Throttling Heavy Operations
Some operations — report export, file processing, email distribution — should not run in unlimited parallel:
// BullMQ — throttle via concurrency + rateLimit
const queue = new Queue('reports', { connection: redis });
const worker = new Worker('reports', processReport, {
connection: redis,
concurrency: 5, // maximum 5 parallel tasks
limiter: {
max: 10, // 10 tasks
duration: 60_000, // per 60 seconds
},
});
// Add task with priority
await queue.add('generate-csv', { userId, filters }, {
priority: user.plan === 'enterprise' ? 1 : 10,
attempts: 3,
backoff: { type: 'exponential', delay: 2000 },
});
Adaptive Throttling
Adaptive throttling reduces limits when latency or errors increase:
class AdaptiveThrottler {
private limit = 100;
private readonly minLimit = 10;
private readonly maxLimit = 100;
async check(): Promise<boolean> {
const metrics = await this.getMetrics();
// Lower limit when p95 latency is high
if (metrics.p95Latency > 500) {
this.limit = Math.max(this.minLimit, this.limit * 0.8);
} else if (metrics.p95Latency < 200 && metrics.errorRate < 0.01) {
this.limit = Math.min(this.maxLimit, this.limit * 1.1);
}
return this.counter.increment() <= this.limit;
}
}
Google uses similar mechanism in their services ("Client-Side Throttling" from SRE book).
Circuit Breaker
Throttling for outgoing requests to external APIs — Circuit Breaker pattern:
import CircuitBreaker from 'opossum';
const options = {
timeout: 3000, // request > 3 sec = fail
errorThresholdPercentage: 50, // 50% errors → open
resetTimeout: 30000, // retry after 30 sec (half-open)

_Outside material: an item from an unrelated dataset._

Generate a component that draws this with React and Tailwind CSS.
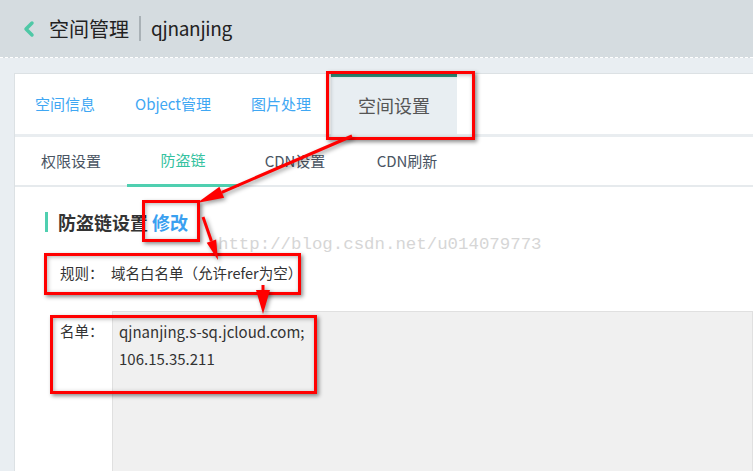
import { ChevronLeft } from 'lucide-react';

const FONT = { fontFamily: '"Noto Sans CJK SC", "Noto Sans", sans-serif' };

// --- annotation helpers ---
const Arrow = ({ from, to, head = 26, half = 6 }) => {
  const dx = to[0] - from[0];
  const dy = to[1] - from[1];
  const len = Math.hypot(dx, dy);
  const ux = dx / len;
  const uy = dy / len;
  const bx = to[0] - ux * head;
  const by = to[1] - uy * head;
  const nx = -uy * half;
  const ny = ux * half;
  return (
    <g>
      <line x1={from[0]} y1={from[1]} x2={bx} y2={by} stroke="#ff0000" strokeWidth="3" />
      <polygon
        points={`${to[0]},${to[1]} ${bx + nx},${by + ny} ${bx - nx},${by - ny}`}
        fill="#ff0000"
      />
    </g>
  );
};

const RedBox = ({ className }) => (
  <div
    className={`absolute border-[3px] border-[#ff0000] shadow-[2px_2px_4px_rgba(0,0,0,0.45),inset_1px_1px_4px_rgba(0,0,0,0.3)] pointer-events-none ${className}`}
  />
);

const topTabs = ['空间信息', 'Object管理', '图片处理'];
const subTabs = ['权限设置', '防盗链', 'CDN设置', 'CDN刷新'];

export default function App() {
  return (
    <div className="relative w-[753px] h-[471px] overflow-hidden bg-[#e9eef2]" style={FONT}>
      {/* Header */}
      <div className="h-[58px] bg-[#d5dce0] border-b border-dashed border-white flex items-center pl-[17px]">
        <ChevronLeft className="w-[24px] h-[24px] text-[#4fc8a6]" strokeWidth={3.5} />
        <span className="ml-[8px] text-[20px] text-[#222]">空间管理</span>
        <span className="mx-[10px] w-[2px] h-[25px] bg-[#a9b1b6]" />
        <span className="text-[19px] tracking-[-0.3px] text-[#222]">qjnanjing</span>
      </div>

      {/* Card */}
      <div className="mt-[15px] ml-[14px] h-full bg-white border-l border-t border-[#dce1e4]">
        {/* Top tabs */}
        <div className="h-[60px] flex items-stretch">
          {topTabs.map((t) => (
            <div key={t} className="px-[20px] flex items-center text-[15px] text-[#3fa7f3]">
              {t}
            </div>
          ))}
          <div className="px-[27px] flex items-center text-[18px] text-[#555] bg-[#e8eef2] border-t-[3px] border-[#2f8f78]">
            空间设置
          </div>
        </div>
        <div className="h-[3px] bg-[#e9edf0]" />

        {/* Sub tabs */}
        <div className="h-[50px] flex items-stretch border-b-2 border-[#e6eaed]">
          {subTabs.map((t, i) => (
            <div
              key={t}
              className={`w-[112px] flex items-center justify-center text-[15px] ${
                i === 1
                  ? 'text-[#35c2a0] border-b-[3px] border-[#4fcfb0] -mb-[2px]'
                  : 'text-[#4a5563]'
              }`}
            >
              {t}
            </div>
          ))}
        </div>

        {/* Content */}
        <div className="pl-[30px] pt-[24px]">
          <div className="flex items-center h-[22px]">
            <span className="w-[3px] h-[20px] bg-[#4fcfb0]" />
            <span className="ml-[10px] text-[18px] font-bold text-[#333]">防盗链设置</span>
            <span className="ml-[4px] text-[18px] font-bold text-[#3aa0f0]">修改</span>
          </div>

          <div className="mt-[29px] pl-[15px] flex items-center text-[14.5px] text-[#333]">
            <span className="w-[51px]">规则：</span>
            <span>域名白名单（允许refer为空）</span>
          </div>

          <div className="mt-[27px] pl-[15px] flex">
            <span className="w-[52px] pt-[9px] text-[14.5px] text-[#333]">名单：</span>
            <div className="flex-1 h-[170px] bg-[#f0f0f0] border border-[#e0e0e0] pl-[6px] pt-[6px] text-[15px] leading-[27px] text-[#333]">
              <div>qjnanjing.s-sq.jcloud.com;</div>
              <div>106.15.35.211</div>
            </div>
          </div>
        </div>
      </div>

      {/* Watermark */}
      <div
        className="absolute left-[218px] top-[232px] text-[17.4px] text-[#d6d6d6] pointer-events-none"
        style={{ fontFamily: '"Liberation Mono", monospace' }}
      >
        http://blog.csdn.net/u014079773
      </div>

      {/* Annotations */}
      <RedBox className="left-[326px] top-[71px] w-[149px] h-[69px]" />
      <RedBox className="left-[142px] top-[200px] w-[58px] h-[42px]" />
      <RedBox className="left-[44px] top-[253px] w-[257px] h-[42px]" />
      <RedBox className="left-[50px] top-[315px] w-[267px] h-[79px]" />
      <svg
        className="absolute inset-0 pointer-events-none drop-shadow-[2px_2px_2px_rgba(0,0,0,0.4)]"
        width="753"
        height="471"
      >
        <Arrow from={[352, 136]} to={[197, 203]} head={27} half={6} />
        <Arrow from={[203, 217]} to={[218, 260]} head={20} half={5} />
        <Arrow from={[263, 285]} to={[263, 314]} head={24} half={7} />
      </svg>
    </div>
  );
}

volumeThreshold: 10, // minimum 10 requests to calculate
};
const breaker = new CircuitBreaker(callExternalAPI, options);
breaker.on('open', () => logger.warn('Circuit breaker OPEN — external API unavailable'));
breaker.on('halfOpen', () => logger.info('Circuit breaker HALF-OPEN — testing'));
breaker.on('close', () => logger.info('Circuit breaker CLOSE — external API recovered'));
// Fallback when circuit open
breaker.fallback(() => ({ status: 'cached', data: getCachedData() }));
States: Closed (normal) → Open (too many errors, requests not sent) → Half-Open (trial request) → Closed (if successful).

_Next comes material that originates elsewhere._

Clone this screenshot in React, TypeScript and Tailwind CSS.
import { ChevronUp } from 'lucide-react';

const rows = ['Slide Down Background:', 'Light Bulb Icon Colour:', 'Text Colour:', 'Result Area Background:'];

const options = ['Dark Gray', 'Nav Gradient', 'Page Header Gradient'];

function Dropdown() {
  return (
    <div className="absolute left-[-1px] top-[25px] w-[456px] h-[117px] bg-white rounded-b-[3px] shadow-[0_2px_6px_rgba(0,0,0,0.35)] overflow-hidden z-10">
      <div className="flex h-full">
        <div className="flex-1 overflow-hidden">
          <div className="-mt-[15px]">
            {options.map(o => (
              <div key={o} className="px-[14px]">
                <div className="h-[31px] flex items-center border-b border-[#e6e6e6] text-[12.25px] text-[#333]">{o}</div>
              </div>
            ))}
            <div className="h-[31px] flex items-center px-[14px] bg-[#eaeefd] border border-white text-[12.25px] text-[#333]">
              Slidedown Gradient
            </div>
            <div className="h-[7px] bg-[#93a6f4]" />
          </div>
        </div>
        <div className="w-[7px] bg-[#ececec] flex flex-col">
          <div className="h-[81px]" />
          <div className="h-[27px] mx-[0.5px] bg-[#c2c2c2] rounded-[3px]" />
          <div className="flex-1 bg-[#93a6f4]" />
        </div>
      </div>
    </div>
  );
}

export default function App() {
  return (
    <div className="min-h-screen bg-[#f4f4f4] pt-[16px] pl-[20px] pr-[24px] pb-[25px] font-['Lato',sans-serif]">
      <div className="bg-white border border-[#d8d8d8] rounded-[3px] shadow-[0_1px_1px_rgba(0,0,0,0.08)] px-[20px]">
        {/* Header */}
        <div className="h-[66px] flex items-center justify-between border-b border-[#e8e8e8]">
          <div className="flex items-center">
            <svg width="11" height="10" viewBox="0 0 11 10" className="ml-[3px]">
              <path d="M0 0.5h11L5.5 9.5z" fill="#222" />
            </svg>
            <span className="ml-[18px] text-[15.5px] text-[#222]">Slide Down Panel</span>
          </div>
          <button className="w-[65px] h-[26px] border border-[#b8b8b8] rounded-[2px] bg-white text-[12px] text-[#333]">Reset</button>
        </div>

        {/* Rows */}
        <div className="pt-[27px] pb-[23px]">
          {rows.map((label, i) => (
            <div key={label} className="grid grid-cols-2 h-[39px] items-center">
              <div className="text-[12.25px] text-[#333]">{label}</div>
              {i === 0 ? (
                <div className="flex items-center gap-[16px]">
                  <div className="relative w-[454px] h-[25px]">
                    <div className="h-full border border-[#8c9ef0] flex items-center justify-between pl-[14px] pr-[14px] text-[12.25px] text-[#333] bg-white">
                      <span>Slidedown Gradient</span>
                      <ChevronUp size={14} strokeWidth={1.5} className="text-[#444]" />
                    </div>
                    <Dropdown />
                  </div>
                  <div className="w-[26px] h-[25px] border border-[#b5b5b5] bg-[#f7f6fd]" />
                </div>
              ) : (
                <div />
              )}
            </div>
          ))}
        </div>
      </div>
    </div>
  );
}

Throttling Incoming Webhooks
Partners can send thousands of webhooks simultaneously (e.g., on bulk status updates). Correct pattern — accept quickly (202), queue:
// WebhookController.php — immediate response
public function handle(Request $request)
{
$payload = $request->all();
$signature = $request->header('X-Signature');
if (!$this->verifySignature($payload, $signature)) {
return response()->json(['error' => 'Invalid signature'], 401);
}
// Put in queue with throttle
ProcessWebhook::dispatch($payload)
->onQueue('webhooks')
->delay(now()); // immediately, but via queue
return response()->json(['accepted' => true], 202);
}
// config/queue.php — worker limit for webhooks queue
// Horizon:
'webhooks' => [
'connection' => 'redis',
'queue' => ['webhooks'],
'balance' => 'auto',
'maxProcesses' => 10, // no more than 10 parallel
],
Throttling in Nginx Upstream
upstream backend {
server app1:3000;
server app2:3000;
# Limit concurrent connections to upstream
keepalive 32;
}
# queue — buffering on overload
location /api/ {
proxy_pass http://backend;
proxy_connect_timeout 1s;
proxy_read_timeout 30s;
# If backend slow to respond — 503 instead of hanging
proxy_next_upstream error timeout http_503;
proxy_next_upstream_tries 2;
}
Monitoring Throttling
Metrics for dashboard:
// Prometheus counters
throttleRejected.inc({ reason: 'queue_full', endpoint: '/api/export' });
throttleDelayed.observe({ endpoint: '/api/export' }, delayMs);
queueDepth.set({ queue: 'reports' }, await queue.count());
Alert: queue depth > 1000 for 5 minutes → Scale up workers or notify on-call.
Timeline
BullMQ with concurrency + rateLimit, circuit breaker for external APIs, webhook queue: 3–5 days. With adaptive throttling, Prometheus metrics, Grafana dashboard and alerts: 1–2 weeks.